The SED (East German Communist Party) headed by First Secretary Walter Ulbricht, whose very existence had been in jeopardy during the uprising, was again securely in control.

But of course, I wasn’t aware of any of those things on 17 June, incidentally a Wednesday. I got on my bicycle and went to the center of Halle, where about 60,000 people had gathered on the Market Place in front of the town hall, which was cordoned off by Soviet soldiers, supported by a number of tanks, which from time to time moved forward a few meters to push people back. A man said to me to be careful with my bicycle because if I should fall in the crowd, I couldn’t get away quickly enough to escape the tracks of the tanks.

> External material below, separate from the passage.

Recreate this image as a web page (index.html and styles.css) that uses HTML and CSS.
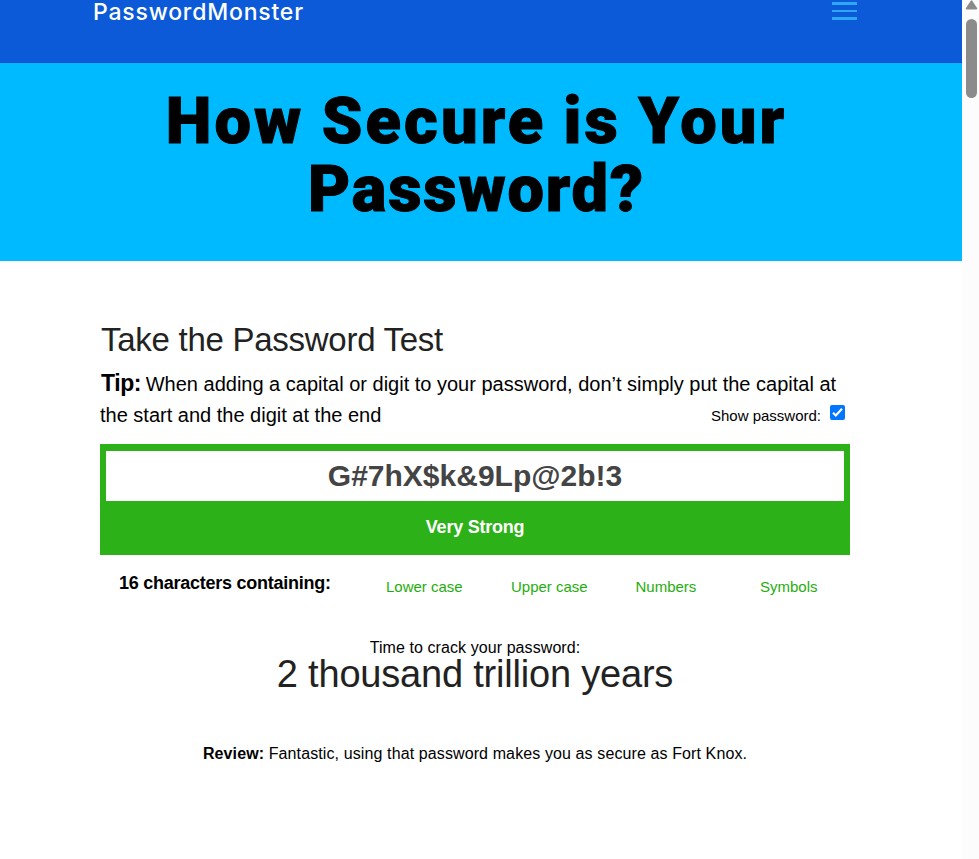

Everybody rejoiced, communist banners and pictures of the so-called representatives of the working class were torn down, functionaries when recognized abused, sometimes beaten up, and a general belief that everything would basically change for the better took hold of the crowd. I watched a truck breaking the doors of the remand prison, and the prisoners set free, including those who were investigated for their involvement in Nazi crimes before 1945.

The East German communist party and government turned to the Soviet army for help, which together with the People’s Police crushed the uprising, during which many people lost their lives or received prison sentences.

Despite the communists’ promises to change the course of its policies and make life better and more democratic, it soon turned out that these promises were just a means to keep people calm. But at least I could continue my education and eventually go on to the university.